Auntie vs the Killer Psycho Bird from Hell
Tuesday, February 20th, 2007 11:02 am![[personal profile]](https://www.dreamwidth.org/img/silk/identity/user.png)
Okay, so there I was, minding my own business, doin' my laps around the track. And yes, Alex, I went earlier than yesterday so I would avoid Mr. Annoyingly Oblivious Talkative Guy, and successfully missed him. Darn, I'm sooooo disappointed (can you hear the sarcasm dripping off my voice?).
Anyway, I was doing my laps, and was into the second one, and coming up to a curve next to the highway where there is a half grown oak tree. I had my iPod on, listening to this really good song by a group called Goldroom that I've taken a liking to when all of a sudden, something slams into my hat. I looked up, didn't see anything, looked down, didn't see anything, so I kept moving. It didn't hurt so much as it just startled me. So, I'm humming along, come around for my third lap, get to the turn, and it happens again. This time, I heard an angry squawk along with the hit. I looked up and got a sudden understanding what an anti-aircraft gunner feels like when a plane is screaming down at him, because a mockingbird was diving at me, and I was literally staring right up into its gullet, because it had its mouth wide open, screaming a challenge at me. No, I didn't stick around, I got busy and got moving. As soon as I was out of range, it stopped diving at me. This was a surprise, because I didn't think it was time to for the mockingbirds to start selecting nesting sites yet, though I dunno, maybe this bird just wants to get ahead of the others and find a really good spot.
He or she is bound to be frustrated, because that's a public track, and lots of people use it at all hours of the day, all the way up until late evening.
I did three more laps, and found myself hurrying around that corner, because as soon as I made the curve, that damn bird would start squawking and diving at me, pecking at me and grabbing my hair. OUCH!!!! The last time, it hit me so hard, I nearly star-fished on the track, and only caught myself just before I hit the gravel, managing to scramble away before it could do any damage.
Well, I was only going to do six laps anyway.
When I walked to my car, I saw Mr. Annoyingly Oblivious Talkative Guy stretching and getting ready for his run, and in the interests of being neighborly, I stopped by him and said, "Be careful around that far turn where the oak tree is. There's a very defensive mockingbird there, and he's divebombing to protect his tree."
He looked up, then looked toward the tree. "I don't see a mockingbird."
"Trust me, there's a mockingbird there."
"I don't think it'll be a problem. Birds are generally scared of people."

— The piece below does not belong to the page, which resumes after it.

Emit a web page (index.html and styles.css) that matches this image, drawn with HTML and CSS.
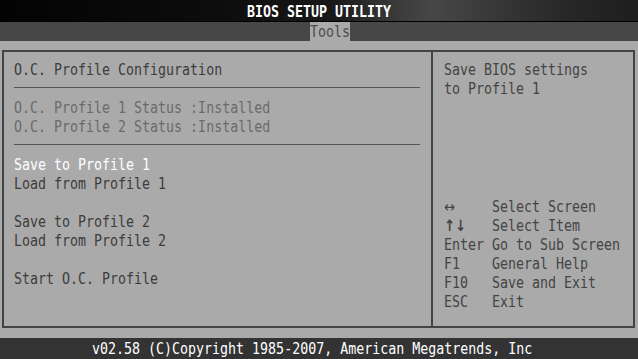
FILE: index.html
```html
<!DOCTYPE html>
<html>
<head>
	<title>BIOS Setup Utility</title>
	<link rel="stylesheet" href="styles.css">
</head>
<body>
	<section class="bios">
		<div class="title-bar">
			<span class="row">BIOS SETUP UTILITY</span>
		</div>
		<div class="tab-bar">
			<div class="tab"><span class="row">Tools</span></div>
		</div>

		<div class="main">
			<div class="left-panel">
				<div class="row">O.C. Profile Configuration</div>
				<div class="sep"></div>
				<div class="row disabled">O.C. Profile 1 Status :Installed</div>
				<div class="row disabled">O.C. Profile 2 Status :Installed</div>
				<div class="sep"></div>
				<div class="row selected">Save to Profile 1</div>
				<div class="row">Load from Profile 1</div>
				<div class="row"></div>
				<div class="row">Save to Profile 2</div>
				<div class="row">Load from Profile 2</div>
				<div class="row"></div>
				<div class="row">Start O.C. Profile</div>
			</div>

			<div class="right-panel">
				<div class="help">
					<div class="row">Save BIOS settings</div>
					<div class="row">to Profile 1</div>
				</div>
				<div class="keys">
					<div class="row"><span class="key arrow">&#8596;</span>Select Screen</div>
					<div class="row"><span class="key arrow bold">&#8593;&#8595;</span>Select Item</div>
					<div class="row"><span class="key">Enter</span>Go to Sub Screen</div>
					<div class="row"><span class="key">F1</span>General Help</div>
					<div class="row"><span class="key">F10</span>Save and Exit</div>
					<div class="row"><span class="key">ESC</span>Exit</div>
				</div>
			</div>
		</div>

		<div class="footer">
			<span class="row">v02.58 (C)Copyright 1985-2007, American Megatrends, Inc</span>
		</div>
	</section>
</body>
</html>
```

FILE: styles.css
```css
*{
	margin: 0;
	padding: 0;
	box-sizing: border-box;
	font-family: "DejaVu Sans Mono", "Liberation Mono", monospace;
}
body{
	background: #aaa;
}
.bios{
	width: 638px;
	height: 359px;
	background: #aaa;
	overflow: hidden;
	font-size: 13.3px;
	color: #3c3c3c;
}
.row{
	display: block;
	height: 19px;
	line-height: 19px;
	white-space: pre;
	transform: scaleY(1.2);
}
.title-bar{
	height: 22px;
	border-bottom: solid 1px #000;
	background: linear-gradient(to right, #030303 0%, #0d0d0d 35%, #181818 52%, #3a3a3a 62%, #474747 68%, #3a3a3a 76%, #282828 88%, #1e1e1e 100%);
	text-align: center;
	color: #fff;
	font-weight: bold;
	padding-top: 2px;
}
.title-bar .row{
	display: inline-block;
}
.tab-bar{
	height: 19px;
	background: #474747;
	padding-left: 310px;
	margin-bottom: 9px;
}
.tab{
	width: 40px;
	height: 19px;
	background: #aaa;
	color: #4c4c4c;
}
.main{
	display: flex;
	width: 633px;
	height: 278px;
	margin-left: 2px;
	border: solid 2px #444;
}
.left-panel{
	width: 429px;
	padding: 8px 0 0 10px;
	border-right: solid 2px #444;
}
.sep{
	height: 1px;
	background: #555;
	margin: 8px 11px 10px 0;
}
.disabled{
	color: #6a6a6a;
}
.selected{
	color: #fff;
}
.right-panel{
	flex: 1;
	display: flex;
	flex-direction: column;
	padding: 8px 0 15px 11px;
	color: #444;
}
.keys{
	margin-top: auto;
}
.key{
	display: inline-block;
	width: 48px;
}
.arrow{
	font-family: "DejaVu Sans", sans-serif;
	font-size: 13px;
}
.bold{
	font-weight: bold;
}
.footer{
	height: 21px;
	margin-top: 10px;
	background: #333;
	color: #fff;
	padding: 1px 0 0 92px;
}
```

I nodded and said, "Whatever," and went to my car. And yes, I didn't leave right away. I stretched, drank my water, and waited. And sure enough, when Mr. Annoying got to that corner, that bird went for him with a vengeance!!! It could not have been any more impressive, not if that damn bird had had like... a spear and magic helmet!! It knocked his hat off, and it sent his hair flying, and he started yelling and waving his arms over his head, crouching down, and I sat in my car and laughed myself silly. Yes, there is divine justice in this world!
Thing is, what do I do about tomorrow? Carry an umbrella? A red cape? Flamethrower? Any suggestions, Vicki? After all, from Mr. Killer Psycho Mockingbird's point of view, I'M the intruder.
Guess the flamethrower would get me frowned on in this town, huh?